When we bear one another’s burdens, when we mourn with the mourning, when we comfort the afflicted, we are doing the work of God, and laying ahold of the Atonement of Jesus Christ.  Remember that the English word Atonement literally means “At-one-ment,” to become at-one, reconciled, together; William Tyndale had to invent the word in 1535 when he translated the Bible from the original Hebrew and Greek.  We become a part of the Atonement when we become a part of each other.  The Gospel is not a one-and-done deal, wherein we accept the Word once and then we’re off the hook for serving others, but an ongoing process.  As Nephi writes in 2 Nephi 33:20, “Wherefore, ye must press forward with a steadfastness in Christ, having a perfect brightness of hope, and a love of God and of all men.

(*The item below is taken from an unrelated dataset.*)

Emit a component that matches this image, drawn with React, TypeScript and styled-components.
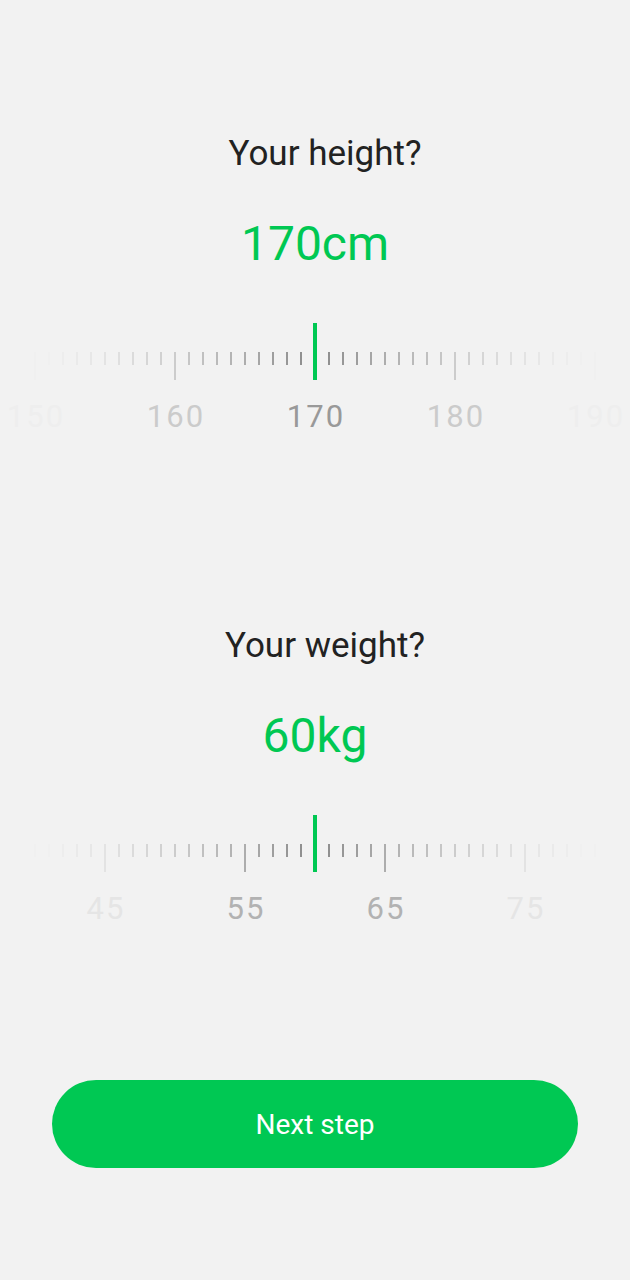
import React from "react";
import styled, { createGlobalStyle } from "styled-components";

const GlobalStyle = createGlobalStyle`
  html, body {
    margin: 0;
    padding: 0;
    background: #f2f2f2;
  }
  body {
    font-family: Roboto, "Liberation Sans", Arial, sans-serif;
    overflow-x: hidden;
  }
`;

const TICK_SPACING = 14;

const labelFade = (d: number) => Math.max(0.04, 1 - d / 245);
const tickFade = (d: number) => Math.max(0.02, Math.pow(Math.max(0, 1 - d / 285), 1.5));

const Page = styled.div`
  width: 630px;
  min-height: 1280px;
  display: flex;
  flex-direction: column;
  align-items: center;
  padding-top: 134px;
  box-sizing: border-box;
  overflow: hidden;
`;

const Section = styled.section`
  width: 630px;
  display: flex;
  flex-direction: column;
  align-items: center;
  & + & {
    margin-top: 189px;
  }
`;

const Title = styled.h2`
  margin: 0;
  padding-left: 20px;
  font-size: 35px;
  line-height: 40px;
  font-weight: 400;
  color: #222222;
`;

const Value = styled.div`
  margin-top: 42px;
  font-size: 48px;
  line-height: 56px;
  font-weight: 400;
  color: #00c853;
`;

const TickRow = styled.div`
  margin-top: 51px;
  height: 57px;
  display: flex;
  justify-content: center;
  width: 630px;
`;

const TickSlot = styled.div`
  width: ${TICK_SPACING}px;
  flex: 0 0 ${TICK_SPACING}px;
  display: flex;
  justify-content: center;
  align-items: flex-start;
`;

const Tick = styled.div<{ $major?: boolean }>`
  width: 2px;
  margin-top: 29px;
  height: ${(p) => (p.$major ? 28 : 13)}px;
  background: #888888;
`;

const Indicator = styled.div`
  width: 4px;
  height: 57px;
  background: #00c853;
`;

const LabelRow = styled.div`
  margin-top: 17px;
  display: flex;
  justify-content: center;
  width: 630px;
`;

const Label = styled.div`
  flex: 0 0 140px;
  width: 140px;
  text-align: center;
  font-size: 31px;
  line-height: 40px;
  letter-spacing: 2px;
  text-indent: 2px;
  color: #999999;
`;

const NextButton = styled.button`
  margin-top: 151px;
  width: 526px;
  height: 88px;
  border: none;
  border-radius: 44px;
  background: #00c853;
  color: #ffffff;
  font-family: Roboto, "Liberation Sans", Arial, sans-serif;
  font-size: 28px;
  font-weight: 400;
  cursor: pointer;
`;

type RulerProps = {
  title: string;
  value: number;
  unit: string;
  majorMod: number;
  labels: number[];
};

const Ruler: React.FC<RulerProps> = ({ title, value, unit, majorMod, labels }) => {
  const ticks: number[] = [];
  for (let i = -20; i <= 20; i++) ticks.push(value + i);
  return (
    <Section>
      <Title>{title}</Title>
      <Value>
        {value}
        {unit}
      </Value>
      <TickRow>
        {ticks.map((v) => {
          const d = Math.abs(v - value) * TICK_SPACING;
          return (
            <TickSlot key={v}>
              {v === value ? (
                <Indicator />
              ) : (
                <Tick $major={v % 10 === majorMod} style={{ opacity: tickFade(d) }} />
              )}
            </TickSlot>
          );
        })}
      </TickRow>
      <LabelRow>
        {labels.map((l) => (
          <Label key={l} style={{ opacity: labelFade(Math.abs(l - value) * TICK_SPACING) }}>
            {l}
          </Label>
        ))}
      </LabelRow>
    </Section>
  );
};

export default function App() {
  return (
    <>
      <GlobalStyle />
      <Page>
        <Ruler title="Your height?" value={170} unit="cm" majorMod={0} labels={[150, 160, 170, 180, 190]} />
        <Ruler title="Your weight?" value={60} unit="kg" majorMod={5} labels={[45, 55, 65, 75]} />
        <NextButton>Next step</NextButton>
      </Page>
    </>
  );
}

Wherefore, if ye shall press forward, feasting upon the word of Christ, and endure to the end, behold, thus saith the Father: Ye shall have eternal life.”  The Atonement does not take the pain away, but it does make the pain worth it—which Atonement we shall lay ahold of if we not only love God, but all humanity.  It was for these reasons, Christ told the Pharisee, that the two great commandments are to love God, and love our neighbor, and that on these two commandments hang all the law and the prophets.  That is, to love God and love our neighbors isn’t just good advice on how to live more civilly (although it is that too), but the process by which we lay ahold of the Atonement of Christ, and endure to the end.

To love our neighbors also means to not take advantage of them. Malachi 3:5 declares (and the Savior explicitly endorses it in 3 Nephi 21:5, so you know it’s important), that the Lord will come as a swift witness against those who “oppress the hireling in his wages” (KJV). More recent translations are even more explicit: “against those who defraud laborers of their wages” (NIV); “against those who cheat employees of their wages” (NLT); and so forth. Not to put too fine a point on it, but colleges relying overwhelmingly on adjunct instructors while paying them literal poverty wages is the very definition of oppressing the hireling in his wages—it is one of the sins of the world in which we as a Church must also needs repent.

Because back when I adjuncted at SLCC, I was also an adjunct at what was then called LDSBC (now Ensign College), where the pay was even worse. And at the faculty Christmas party, the Dean thanked all the adjuncts because we were “90% of the faculty” and “we couldn’t do it without ya!”

This is textbook oppressing the hireling in his wages. It is a sin of which we must repent, lest the Lord come as a swift witness against us.